====== Dataset ======

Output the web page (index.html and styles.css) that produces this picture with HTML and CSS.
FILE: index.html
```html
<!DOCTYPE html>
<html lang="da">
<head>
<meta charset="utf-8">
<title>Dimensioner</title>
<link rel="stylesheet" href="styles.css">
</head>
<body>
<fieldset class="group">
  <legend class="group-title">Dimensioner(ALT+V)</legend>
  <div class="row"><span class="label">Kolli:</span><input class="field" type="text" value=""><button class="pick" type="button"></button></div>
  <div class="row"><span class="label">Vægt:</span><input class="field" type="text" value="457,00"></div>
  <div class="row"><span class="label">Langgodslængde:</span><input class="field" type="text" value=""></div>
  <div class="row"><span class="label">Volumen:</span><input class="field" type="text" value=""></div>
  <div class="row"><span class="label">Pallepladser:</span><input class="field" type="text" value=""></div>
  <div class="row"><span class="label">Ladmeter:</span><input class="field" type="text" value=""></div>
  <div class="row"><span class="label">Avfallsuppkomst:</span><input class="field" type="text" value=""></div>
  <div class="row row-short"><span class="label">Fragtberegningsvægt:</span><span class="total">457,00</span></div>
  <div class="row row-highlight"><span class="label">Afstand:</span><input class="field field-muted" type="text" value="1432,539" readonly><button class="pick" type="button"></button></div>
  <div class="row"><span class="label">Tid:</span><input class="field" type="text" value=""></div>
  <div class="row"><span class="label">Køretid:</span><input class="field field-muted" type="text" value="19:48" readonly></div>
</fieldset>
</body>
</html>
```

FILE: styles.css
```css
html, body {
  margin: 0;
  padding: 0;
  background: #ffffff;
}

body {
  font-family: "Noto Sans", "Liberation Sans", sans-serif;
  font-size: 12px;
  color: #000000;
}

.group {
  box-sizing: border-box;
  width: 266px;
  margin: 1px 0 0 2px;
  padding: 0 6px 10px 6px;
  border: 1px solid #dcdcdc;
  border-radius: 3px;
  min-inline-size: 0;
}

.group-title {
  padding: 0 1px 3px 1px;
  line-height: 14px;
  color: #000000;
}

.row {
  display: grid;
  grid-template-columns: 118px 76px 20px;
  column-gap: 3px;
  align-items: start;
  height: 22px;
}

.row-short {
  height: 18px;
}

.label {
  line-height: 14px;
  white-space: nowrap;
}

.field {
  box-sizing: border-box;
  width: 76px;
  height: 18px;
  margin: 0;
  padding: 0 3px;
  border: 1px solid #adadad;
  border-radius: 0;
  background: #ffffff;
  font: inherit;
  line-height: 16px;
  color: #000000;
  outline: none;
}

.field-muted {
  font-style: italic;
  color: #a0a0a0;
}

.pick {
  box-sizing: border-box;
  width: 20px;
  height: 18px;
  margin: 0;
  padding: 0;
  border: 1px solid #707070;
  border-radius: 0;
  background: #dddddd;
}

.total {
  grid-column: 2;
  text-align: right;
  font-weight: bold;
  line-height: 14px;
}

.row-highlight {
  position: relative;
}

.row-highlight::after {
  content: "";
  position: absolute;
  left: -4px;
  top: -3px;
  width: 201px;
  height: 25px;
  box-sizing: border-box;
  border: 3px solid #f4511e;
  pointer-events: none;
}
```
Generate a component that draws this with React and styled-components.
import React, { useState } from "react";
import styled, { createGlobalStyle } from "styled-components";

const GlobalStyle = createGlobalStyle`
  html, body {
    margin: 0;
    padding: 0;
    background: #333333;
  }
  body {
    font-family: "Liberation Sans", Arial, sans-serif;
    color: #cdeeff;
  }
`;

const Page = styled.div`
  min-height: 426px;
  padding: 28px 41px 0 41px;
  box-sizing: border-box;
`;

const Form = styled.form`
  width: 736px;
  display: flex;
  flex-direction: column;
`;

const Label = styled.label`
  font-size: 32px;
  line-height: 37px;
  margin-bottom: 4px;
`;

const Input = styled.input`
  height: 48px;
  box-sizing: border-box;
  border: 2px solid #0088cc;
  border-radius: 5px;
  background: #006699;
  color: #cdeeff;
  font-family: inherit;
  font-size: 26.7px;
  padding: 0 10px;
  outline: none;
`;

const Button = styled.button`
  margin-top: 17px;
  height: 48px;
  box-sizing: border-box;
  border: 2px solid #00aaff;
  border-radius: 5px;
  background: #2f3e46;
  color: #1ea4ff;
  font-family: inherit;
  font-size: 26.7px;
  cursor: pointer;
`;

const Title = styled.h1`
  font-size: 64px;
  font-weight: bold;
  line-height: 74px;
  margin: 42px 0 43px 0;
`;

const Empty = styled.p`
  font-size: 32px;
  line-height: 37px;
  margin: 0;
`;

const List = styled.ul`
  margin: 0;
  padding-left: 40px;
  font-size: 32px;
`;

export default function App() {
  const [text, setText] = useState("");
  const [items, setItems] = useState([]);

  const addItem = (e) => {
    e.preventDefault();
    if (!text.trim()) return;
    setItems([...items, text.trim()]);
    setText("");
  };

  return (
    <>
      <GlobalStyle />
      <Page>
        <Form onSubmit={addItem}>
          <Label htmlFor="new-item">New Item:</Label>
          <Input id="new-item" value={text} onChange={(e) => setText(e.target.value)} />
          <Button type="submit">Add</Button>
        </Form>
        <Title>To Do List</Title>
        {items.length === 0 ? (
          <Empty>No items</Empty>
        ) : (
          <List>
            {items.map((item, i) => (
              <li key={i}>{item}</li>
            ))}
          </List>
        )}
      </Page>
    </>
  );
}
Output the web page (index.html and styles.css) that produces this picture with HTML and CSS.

======

**Written task:**
Write out all records exactly, keeping every detail.

**Response:**
Output the web page (index.html and styles.css) that produces this picture with HTML and CSS.
FILE: index.html
```html
<!DOCTYPE html>
<html lang="da">
<head>
<meta charset="utf-8">
<title>Dimensioner</title>
<link rel="stylesheet" href="styles.css">
</head>
<body>
<fieldset class="group">
  <legend class="group-title">Dimensioner(ALT+V)</legend>
  <div class="row"><span class="label">Kolli:</span><input class="field" type="text" value=""><button class="pick" type="button"></button></div>
  <div class="row"><span class="label">Vægt:</span><input class="field" type="text" value="457,00"></div>
  <div class="row"><span class="label">Langgodslængde:</span><input class="field" type="text" value=""></div>
  <div class="row"><span class="label">Volumen:</span><input class="field" type="text" value=""></div>
  <div class="row"><span class="label">Pallepladser:</span><input class="field" type="text" value=""></div>
  <div class="row"><span class="label">Ladmeter:</span><input class="field" type="text" value=""></div>
  <div class="row"><span class="label">Avfallsuppkomst:</span><input class="field" type="text" value=""></div>
  <div class="row row-short"><span class="label">Fragtberegningsvægt:</span><span class="total">457,00</span></div>
  <div class="row row-highlight"><span class="label">Afstand:</span><input class="field field-muted" type="text" value="1432,539" readonly><button class="pick" type="button"></button></div>
  <div class="row"><span class="label">Tid:</span><input class="field" type="text" value=""></div>
  <div class="row"><span class="label">Køretid:</span><input class="field field-muted" type="text" value="19:48" readonly></div>
</fieldset>
</body>
</html>
```

FILE: styles.css
```css
html, body {
  margin: 0;
  padding: 0;
  background: #ffffff;
}

body {
  font-family: "Noto Sans", "Liberation Sans", sans-serif;
  font-size: 12px;
  color: #000000;
}

.group {
  box-sizing: border-box;
  width: 266px;
  margin: 1px 0 0 2px;
  padding: 0 6px 10px 6px;
  border: 1px solid #dcdcdc;
  border-radius: 3px;
  min-inline-size: 0;
}

.group-title {
  padding: 0 1px 3px 1px;
  line-height: 14px;
  color: #000000;
}

.row {
  display: grid;
  grid-template-columns: 118px 76px 20px;
  column-gap: 3px;
  align-items: start;
  height: 22px;
}

.row-short {
  height: 18px;
}

.label {
  line-height: 14px;
  white-space: nowrap;
}

.field {
  box-sizing: border-box;
  width: 76px;
  height: 18px;
  margin: 0;
  padding: 0 3px;
  border: 1px solid #adadad;
  border-radius: 0;
  background: #ffffff;
  font: inherit;
  line-height: 16px;
  color: #000000;
  outline: none;
}

.field-muted {
  font-style: italic;
  color: #a0a0a0;
}

.pick {
  box-sizing: border-box;
  width: 20px;
  height: 18px;
  margin: 0;
  padding: 0;
  border: 1px solid #707070;
  border-radius: 0;
  background: #dddddd;
}

.total {
  grid-column: 2;
  text-align: right;
  font-weight: bold;
  line-height: 14px;
}

.row-highlight {
  position: relative;
}

.row-highlight::after {
  content: "";
  position: absolute;
  left: -4px;
  top: -3px;
  width: 201px;
  height: 25px;
  box-sizing: border-box;
  border: 3px solid #f4511e;
  pointer-events: none;
}
```
Generate a component that draws this with React and styled-components.
import React, { useState } from "react";
import styled, { createGlobalStyle } from "styled-components";

const GlobalStyle = createGlobalStyle`
  html, body {
    margin: 0;
    padding: 0;
    background: #333333;
  }
  body {
    font-family: "Liberation Sans", Arial, sans-serif;
    color: #cdeeff;
  }
`;

const Page = styled.div`
  min-height: 426px;
  padding: 28px 41px 0 41px;
  box-sizing: border-box;
`;

const Form = styled.form`
  width: 736px;
  display: flex;
  flex-direction: column;
`;

const Label = styled.label`
  font-size: 32px;
  line-height: 37px;
  margin-bottom: 4px;
`;

const Input = styled.input`
  height: 48px;
  box-sizing: border-box;
  border: 2px solid #0088cc;
  border-radius: 5px;
  background: #006699;
  color: #cdeeff;
  font-family: inherit;
  font-size: 26.7px;
  padding: 0 10px;
  outline: none;
`;

const Button = styled.button`
  margin-top: 17px;
  height: 48px;
  box-sizing: border-box;
  border: 2px solid #00aaff;
  border-radius: 5px;
  background: #2f3e46;
  color: #1ea4ff;
  font-family: inherit;
  font-size: 26.7px;
  cursor: pointer;
`;

const Title = styled.h1`
  font-size: 64px;
  font-weight: bold;
  line-height: 74px;
  margin: 42px 0 43px 0;
`;

const Empty = styled.p`
  font-size: 32px;
  line-height: 37px;
  margin: 0;
`;

const List = styled.ul`
  margin: 0;
  padding-left: 40px;
  font-size: 32px;
`;

export default function App() {
  const [text, setText] = useState("");
  const [items, setItems] = useState([]);

  const addItem = (e) => {
    e.preventDefault();
    if (!text.trim()) return;
    setItems([...items, text.trim()]);
    setText("");
  };

  return (
    <>
      <GlobalStyle />
      <Page>
        <Form onSubmit={addItem}>
          <Label htmlFor="new-item">New Item:</Label>
          <Input id="new-item" value={text} onChange={(e) => setText(e.target.value)} />
          <Button type="submit">Add</Button>
        </Form>
        <Title>To Do List</Title>
        {items.length === 0 ? (
          <Empty>No items</Empty>
        ) : (
          <List>
            {items.map((item, i) => (
              <li key={i}>{item}</li>
            ))}
          </List>
        )}
      </Page>
    </>
  );
}
Output the web page (index.html and styles.css) that produces this picture with HTML and CSS.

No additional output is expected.